Y por supuesto, hay que alabar la actuación de Michael B. Jordan, que se entrega con una intensidad admirable en su doble papel. Su interpretación logra distinguir claramente a los gemelos, no sólo en matices vocales y gestuales, sino en el alma misma de cada uno. Es, en muchos sentidos, el corazón del filme… aunque ese corazón, lamentablemente, no siempre encuentre un cuerpo que lo sostenga con firmeza. Y por otro lado tenemos a Jack O’Connell encarnando al vampiro líder, quién aporta una dosis necesaria de amenaza contenida y carisma retorcido, dotando al personaje de una presencia magnética, casi ritual, que eleva cada escena en la que aparece.

También es destacable el atrevimiento de ubicar esta historia dentro de un contexto histórico de racismo y violencia sistémica. No es común ver películas de horror vampírico que dialoguen abiertamente con la historia negra de Estados Unidos, y en eso Coogler merece aplausos. El problema, claro está, es que el intento de mezclar comentario social, horror sobrenatural, drama familiar, western crepuscular y cine de acción resulta ser una apuesta demasiado ambiciosa para un guion que no logra hilvanar todas esas hebras en un tejido sólido.
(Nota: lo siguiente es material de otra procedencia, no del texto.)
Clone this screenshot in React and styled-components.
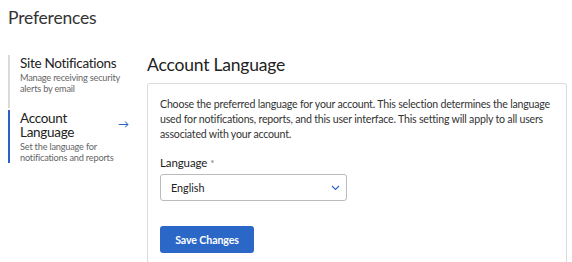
import React, { useState } from 'react';
import styled, { createGlobalStyle } from 'styled-components';

const GlobalStyle = createGlobalStyle`
  body {
    margin: 0;
    background: #fff;
    font-family: Lato, 'Liberation Sans', sans-serif;
    color: #222;
  }
`;

const Page = styled.div`
  padding: 6px 5px 0 8px;
  width: 572px;
  height: 262px;
  overflow: hidden;
  box-sizing: border-box;
`;

const PageTitle = styled.h1`
  margin: 0 0 25px 0;
  font-size: 17.5px;
  font-weight: 400;
  color: #333;
  line-height: 24px;
  letter-spacing: -0.2px;
`;

const Layout = styled.div`
  display: flex;
  gap: 12px;
`;

const Nav = styled.nav`
  width: 127px;
  flex-shrink: 0;
  display: flex;
  flex-direction: column;
  gap: 2px;
`;

const NavItem = styled.div`
  border-left: 2px solid ${(p) => (p.active ? '#2a62c6' : '#dadada')};
  padding: 0 6px 0 10px;
  min-height: 53px;
  box-sizing: border-box;
  display: flex;
  align-items: flex-start;
  justify-content: space-between;
`;

const NavText = styled.div`
  width: 100px;
`;

const NavTitle = styled.div`
  font-size: 13.5px;
  line-height: 14px;
  letter-spacing: -0.3px;
  color: #222;
  margin: 1px 0 3px 0;
`;

const NavDesc = styled.div`
  font-size: 9.2px;
  line-height: 10.5px;
  letter-spacing: -0.2px;
  color: #666;
  margin-right: -6px;
`;

const Arrow = styled.span`
  color: #2a62c6;
  font-size: 11px;
  line-height: 11px;
  margin-top: 8px;
`;

const Main = styled.div`
  flex: 1;
`;

const SectionTitle = styled.h2`
  margin: -2px 0 6px 0;
  font-size: 17.5px;
  font-weight: 400;
  color: #222;
  line-height: 24px;
  letter-spacing: -0.2px;
`;

const Card = styled.div`
  border: 1px solid #dcdcdc;
  border-bottom: none;
  border-radius: 3px 3px 0 0;
  padding: 13px 6px 10px 12px;
  height: 200px;
`;

const Description = styled.p`
  margin: 0 0 14px 0;
  font-size: 10.6px;
  line-height: 15px;
  letter-spacing: -0.2px;
  color: #333;
`;

const Label = styled.label`
  display: block;
  font-size: 11.5px;
  line-height: 14px;
  letter-spacing: -0.1px;
  color: #222;
  margin-bottom: 4px;

  span {
    color: #777;
    font-size: 10px;
  }
`;

const SelectBox = styled.div`
  width: 187px;
  height: 27px;
  box-sizing: border-box;
  border: 1px solid #bbb;
  border-radius: 3px;
  display: flex;
  align-items: center;
  justify-content: space-between;
  padding: 0 6px 0 10px;
  font-size: 10.8px;
  color: #222;
`;

const Button = styled.button`
  display: block;
  margin-top: 25px;
  width: 94px;
  height: 27px;
  background: #2b67c6;
  border: none;
  border-radius: 3px;
  color: #fff;
  font-family: inherit;
  font-weight: 700;
  font-size: 10.6px;
  letter-spacing: -0.1px;
`;

const App = () => {
  const [language] = useState('English');

  return (
    <Page>
      <GlobalStyle />
      <PageTitle>Preferences</PageTitle>
      <Layout>
        <Nav>
          <NavItem>
            <NavText>
              <NavTitle>Site Notifications</NavTitle>
              <NavDesc>Manage receiving security alerts by email</NavDesc>
            </NavText>
          </NavItem>
          <NavItem active>
            <NavText>
              <NavTitle>Account Language</NavTitle>
              <NavDesc>Set the language for notifications and reports</NavDesc>
            </NavText>
            <Arrow>→</Arrow>
          </NavItem>
        </Nav>
        <Main>
          <SectionTitle>Account Language</SectionTitle>
          <Card>
            <Description>
              Choose the preferred language for your account. This selection determines the language
              used for notifications, reports, and this user interface. This setting will apply to all users
              associated with your account.
            </Description>
            <Label>
              Language <span>*</span>
            </Label>
            <SelectBox>
              {language}
              <svg width="9" height="6" viewBox="0 0 9 6">
                <path d="M1 1l3.5 3.5L8 1" fill="none" stroke="#2a62c6" strokeWidth="1.1" />
              </svg>
            </SelectBox>
            <Button>Save Changes</Button>
          </Card>
        </Main>
      </Layout>
    </Page>
  );
};

export default App;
En resumen, Pecadores no es una película aburrida, pese a su prólogo y premisa desnortada. Es más bien una película frustrante, que se siente como tres en una: hermosa pero desordenada, ambiciosa pero descentrada, valiente pero ingenua. Tiene destellos de grandeza, momentos memorables y una estética que seduce, pero al final uno se queda con la sensación de haber asistido a una comida con muchos ingredientes y demasiado condimentada.

Es el primer plato de autor-autor de Coogler, sí, pero aún está a medio cocer. Esperemos que para la próxima cena, el menú tenga menos confusión y más contundencia.